At age 24, Brown was tapped by Prince to write the score for “Parade,” thus kicking off a flourishing career in the theater. And so it seemed apt that as he conducted the program, his shadow, cast by spotlights, danced directly beneath the capitalized letters spelling out “HAROLD PRINCE” on a wide blue screen above him.
There were comments from the two apposite giants linked by Prince: Stephen Sondheim and Andrew Lloyd Webber. Sondheim recalled Prince showing up for his own wedding with a script under his arm. Sondheim, his best man, relieved him of the crutch: “I gently slipped it out of his hand and said, ‘Let me take care of this.’” The marriage, as everyone knows, was a keeper, running much longer than even “Phantom.”
As for Lloyd Webber, he recalled receiving encouragement from Prince following the disaster that was “Jeeves,” which led to their collaborations on “Evita” and “Phantom.” But his most vivid memory was of Hal answering the question of a young journalist at a pre-Tony Awards event at the Plaza Hotel.
“Mr. Prince, what is your real hope for the future of musical theater?” the kid asked.
“I hope that the commercial theater on Broadway and in London is going to be able to continue to do new original work,” Prince responded. Another mantra.
Of course there were Great Performances between the speeches from actors who had previously been linked to Prince’s work: Michael Cerveris sang “The Road You Didn’t Take,” from “Follies.” Tony Yazbeck and Carolee Carmello sang “This Is Not Over Yet” from “Parade.” Jay Armstrong Johnson and Meghan Picerno offered “All I Ask of You,” from “Phantom,” and Janet Dacal sang a high-charged “Buenos Aires” from “Evita.”
Bryonha Marie Parham gave the title song from “Cabaret” a thrill, while Sierra Boggess sang the lovely “Will He Like Me?” from “She Loves Me,” Prince’s debut as Broadway musical director. Perhaps the most moving was the reconvening of the original trio — Lonnie Price, Jim Walton and Ann Morrison — from Sondheim’s “Merrily We Roll Along” to sing “Old Friends,” for they were indeed.

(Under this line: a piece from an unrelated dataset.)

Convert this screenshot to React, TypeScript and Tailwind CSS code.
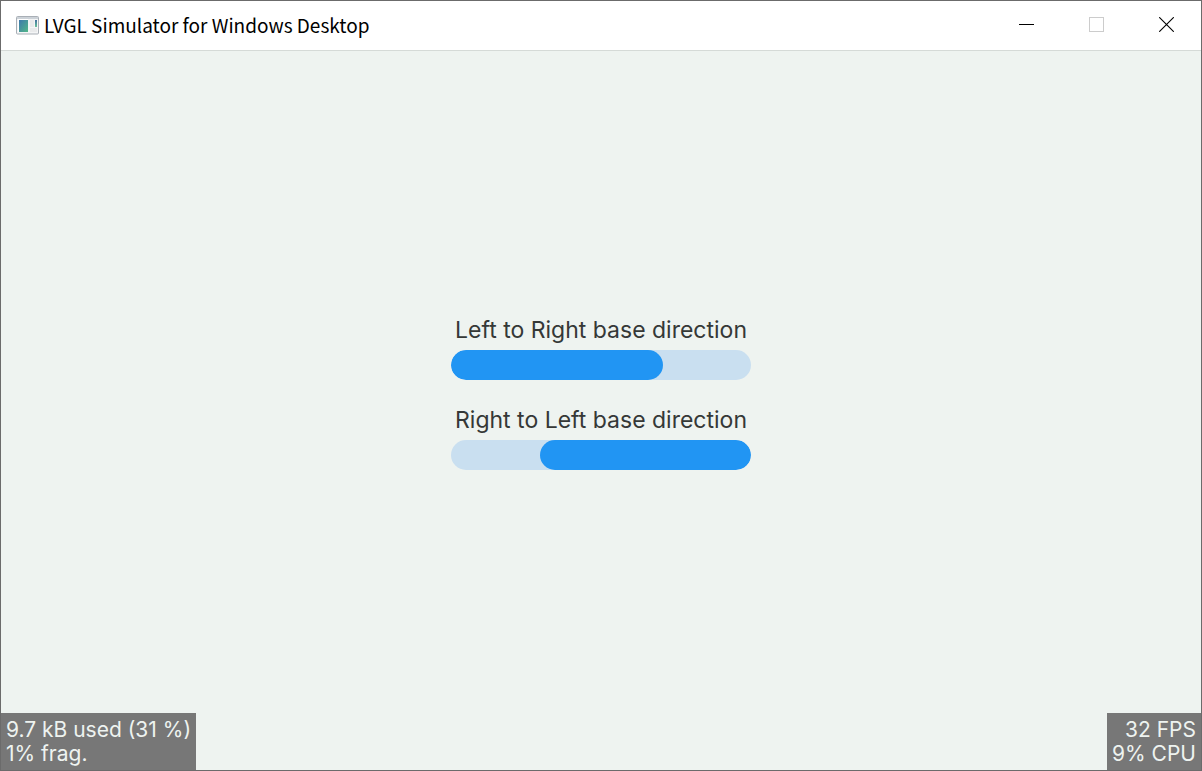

But the poignance was reserved mostly for the speakers. Carol Burnett tugged her ear and recalled how Prince had insisted on directing “Hollywood Arms,” the adaptation of her memoir that she and her daughter, Carrie Hamilton, had co-written; her daughter died before the show. After the play opened at the Cort Theatre, Burnett said, “My baby and I went the distance, and it was all because of Hal.”
Laura Linney recalled growing up with the Prince kids, Charlie and Daisy, and observing the director not as the Broadway superstar, but as a dad, never at a loss for family time. After a dramatic sibling breach while on vacation in Spain, Linney spied (her word) on father and daughter in tense conversation. She would never forget, she said, Prince “leaning in and putting his steadying hand on his daughter’s arm, helping her move from one place to another.”
And “Hamilton” director Thomas Kail recalled Prince reputedly telling a stage manager during one particularly tedious tech rehearsal, “It is days like this when I feel that I will live forever. And it is opening nights when I remember that I will eventually die.”
“It makes you laugh and it made me cry,” Kail said. “I thought that he perfectly articulated the way that such rigorous focus makes time disappear.”
The ending, of course, was a heart-breaker.
In front of an onstage crowd of Princeophiles past, present and future, Brown pointed out two young artists Prince had been working with at the time of his death.
“And since he’s not here do it anymore,” Brown said, an audible catch in his throat, “we’re all going to stand here and say it for him: ‘The theater needs you. You have something to say. You belong here. You. Now.’”
Then those onstage sang “Our Time,” pointing to both the future that Prince had envisioned and pathway that he had paved behind him.
And finally Joel Grey returned to the stage to leave the audience with the last lines of “Willkommen” as the theater went to black.